= Silicon Border =

Development site in Baja California, Mexico

Silicon Border Holding Company, LLC is a commercial 40 km2 development site designed to produce semi-conductors for consumers in North America. The site is located in Mexicali, Baja California, along the southwestern border of the United States of America and Mexico. The site began manufacturing semiconductors between 2004-2005 with the intention of competing with the global market. Silicon Border provides Mexico with an infrastructure that enables high-tech companies anywhere in the world to relocate manufacturing operations to the country and exploit its competitive advantages such as geographical location, human capital, research, legal and tax benefits, intellectual property, international treaties, and logistics. This allows research to develop processes, design, fabrication and testing able to compete with Asian operations and costs. The infrastructure build-out, financed by ING Clarion, consists of potable water plant and distribution, fiber optic telephone and data cable, power substations, and waste treatment facilities. Silicon Border not only provides manufacturing space to companies creating "green" products, but does so in an environmentally conscious manner.

California's Governor Arnold Schwarzenegger promoted cooperation with the project and has encouraged economic partnerships with Silicon Border in his radio addresses.
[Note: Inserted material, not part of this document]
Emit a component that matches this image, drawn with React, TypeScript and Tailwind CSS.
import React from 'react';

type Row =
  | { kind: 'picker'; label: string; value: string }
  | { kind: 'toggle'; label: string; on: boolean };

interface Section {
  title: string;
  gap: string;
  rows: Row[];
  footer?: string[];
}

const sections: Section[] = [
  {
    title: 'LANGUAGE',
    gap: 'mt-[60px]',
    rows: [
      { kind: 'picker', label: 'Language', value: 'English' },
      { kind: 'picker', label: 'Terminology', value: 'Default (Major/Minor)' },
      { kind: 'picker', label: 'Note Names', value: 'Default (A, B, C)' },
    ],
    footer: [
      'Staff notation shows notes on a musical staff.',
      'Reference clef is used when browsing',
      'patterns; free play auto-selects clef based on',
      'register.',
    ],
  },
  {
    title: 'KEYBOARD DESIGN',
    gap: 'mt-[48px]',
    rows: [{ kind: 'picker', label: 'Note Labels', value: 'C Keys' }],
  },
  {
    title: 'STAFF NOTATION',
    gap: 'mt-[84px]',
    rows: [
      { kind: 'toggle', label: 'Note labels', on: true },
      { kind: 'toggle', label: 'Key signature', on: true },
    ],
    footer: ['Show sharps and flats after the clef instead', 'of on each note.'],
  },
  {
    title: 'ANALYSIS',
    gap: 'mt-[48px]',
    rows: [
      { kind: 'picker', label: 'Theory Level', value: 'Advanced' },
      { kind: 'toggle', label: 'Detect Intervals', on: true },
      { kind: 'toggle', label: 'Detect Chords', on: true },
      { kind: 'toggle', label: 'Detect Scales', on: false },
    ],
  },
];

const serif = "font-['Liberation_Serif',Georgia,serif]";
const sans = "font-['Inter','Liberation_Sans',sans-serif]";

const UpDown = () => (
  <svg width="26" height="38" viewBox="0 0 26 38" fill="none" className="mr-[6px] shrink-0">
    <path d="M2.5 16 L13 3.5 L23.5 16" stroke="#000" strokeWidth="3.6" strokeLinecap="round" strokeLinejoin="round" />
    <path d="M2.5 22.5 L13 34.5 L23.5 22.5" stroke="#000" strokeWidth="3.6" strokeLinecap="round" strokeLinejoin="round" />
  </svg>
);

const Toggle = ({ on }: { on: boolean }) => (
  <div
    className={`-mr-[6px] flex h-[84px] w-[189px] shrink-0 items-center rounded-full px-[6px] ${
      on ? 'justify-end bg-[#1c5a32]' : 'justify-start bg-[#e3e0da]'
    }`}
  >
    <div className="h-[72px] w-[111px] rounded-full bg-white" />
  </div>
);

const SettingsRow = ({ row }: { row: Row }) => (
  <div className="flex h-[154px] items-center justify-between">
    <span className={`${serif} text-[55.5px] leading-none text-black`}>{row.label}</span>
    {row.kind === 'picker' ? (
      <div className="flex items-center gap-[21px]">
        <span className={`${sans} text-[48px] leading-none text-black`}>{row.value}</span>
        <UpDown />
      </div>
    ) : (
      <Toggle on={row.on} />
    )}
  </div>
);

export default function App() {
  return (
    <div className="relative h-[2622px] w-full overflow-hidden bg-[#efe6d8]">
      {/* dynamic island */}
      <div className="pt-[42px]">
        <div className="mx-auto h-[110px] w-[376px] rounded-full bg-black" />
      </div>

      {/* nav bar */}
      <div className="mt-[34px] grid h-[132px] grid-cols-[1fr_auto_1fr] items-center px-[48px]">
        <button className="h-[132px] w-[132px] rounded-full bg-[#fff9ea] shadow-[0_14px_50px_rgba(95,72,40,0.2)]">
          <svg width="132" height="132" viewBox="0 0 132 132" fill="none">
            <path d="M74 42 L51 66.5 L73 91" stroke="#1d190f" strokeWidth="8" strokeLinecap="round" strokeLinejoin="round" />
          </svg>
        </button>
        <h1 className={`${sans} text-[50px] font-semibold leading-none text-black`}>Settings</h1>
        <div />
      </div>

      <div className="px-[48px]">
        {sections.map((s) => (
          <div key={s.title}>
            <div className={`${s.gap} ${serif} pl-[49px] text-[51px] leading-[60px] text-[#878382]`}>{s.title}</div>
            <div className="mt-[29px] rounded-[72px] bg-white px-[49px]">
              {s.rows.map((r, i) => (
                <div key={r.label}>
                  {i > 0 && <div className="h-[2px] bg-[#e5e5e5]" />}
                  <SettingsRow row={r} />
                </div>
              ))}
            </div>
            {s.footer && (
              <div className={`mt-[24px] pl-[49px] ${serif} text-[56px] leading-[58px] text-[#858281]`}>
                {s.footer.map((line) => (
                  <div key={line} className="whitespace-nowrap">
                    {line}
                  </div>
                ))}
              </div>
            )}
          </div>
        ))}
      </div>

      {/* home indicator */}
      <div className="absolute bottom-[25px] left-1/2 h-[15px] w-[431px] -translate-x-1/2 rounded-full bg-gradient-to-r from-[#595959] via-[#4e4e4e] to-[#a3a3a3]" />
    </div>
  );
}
In 2006, the California governor created the "California/Baja Silicon Border Work Group," run by deputy secretary of the California Business, Transportation, and Housing Agency, Yolanda Benson. State officials promised to hasten the roadways needed to link up with those being built for Silicon Border in Mexico.

The area is supplied with water from the Colorado River and a major electrical sub-station supplied by three separate power plants. Infrastructure improvements associated with the proposed project include a new highway (under construction) and an additional border crossing. Silicon Border estimates that in ten years following the onset of development, the Silicon Border Science Park could generate 100,000 jobs both within Mexico and the U.S.